Thursday, November 18, 2010

Little-Easter accepted to Virginia Union University

Please congratulate Ariel Little-Easter on her recent acceptance to Virginia Union University in Richmond, Virginia.  Way to go Ariel!

UNIVERSITY HISTORY
Researched by
Dr. Raymond P. Hylton
Professor of History

Our mission at Virginia Union University was first put into operation shortly after April 3, 1865, the date when Richmond, Virginia was liberated by troops of the United States Army of the James. It was then that representatives from our founding organization, the American Baptist Home Mission Society, came to the former Confederate capital as teachers and missionaries. In that same month, eleven teachers were holding classes for former slaves at two missions in the city.
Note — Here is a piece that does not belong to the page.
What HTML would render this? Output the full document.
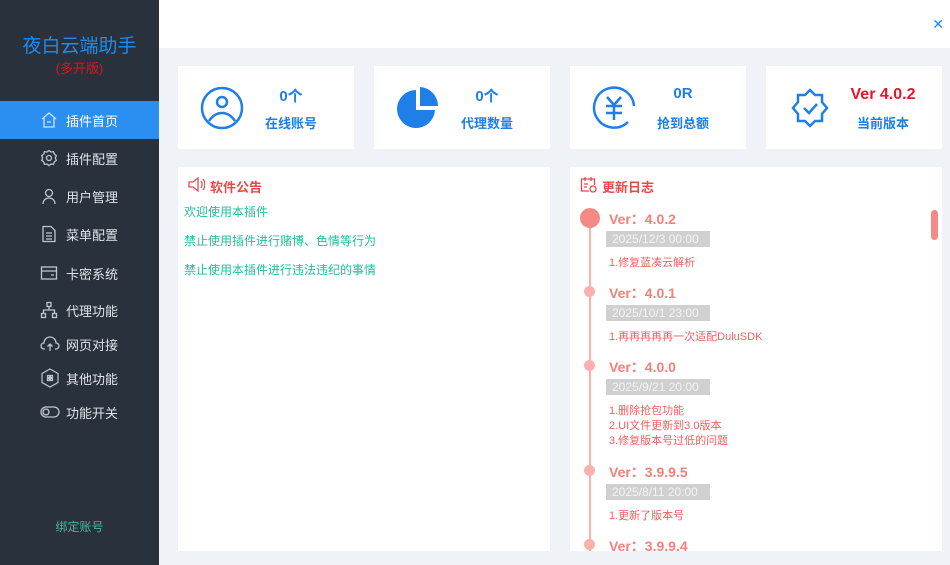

By November 1865 the Mission Society had established, and was officially holding classes for, Richmond Theological School for Freedmen, one of the four institutions forming the “Union” that gives our University its name. Even though the Civil War had ended and that same year the 13th Amendment to the Constitution officially abolished slavery, many trials still lay ahead. It became more and more certain that freedom would not, of itself, be enough. It could not sufficiently address the problems of a large, newly-emancipated population that had been systematically kept down and denied training skills, opportunities, and even literacy itself. Some slaves had been severely punished for even trying to read the Bible.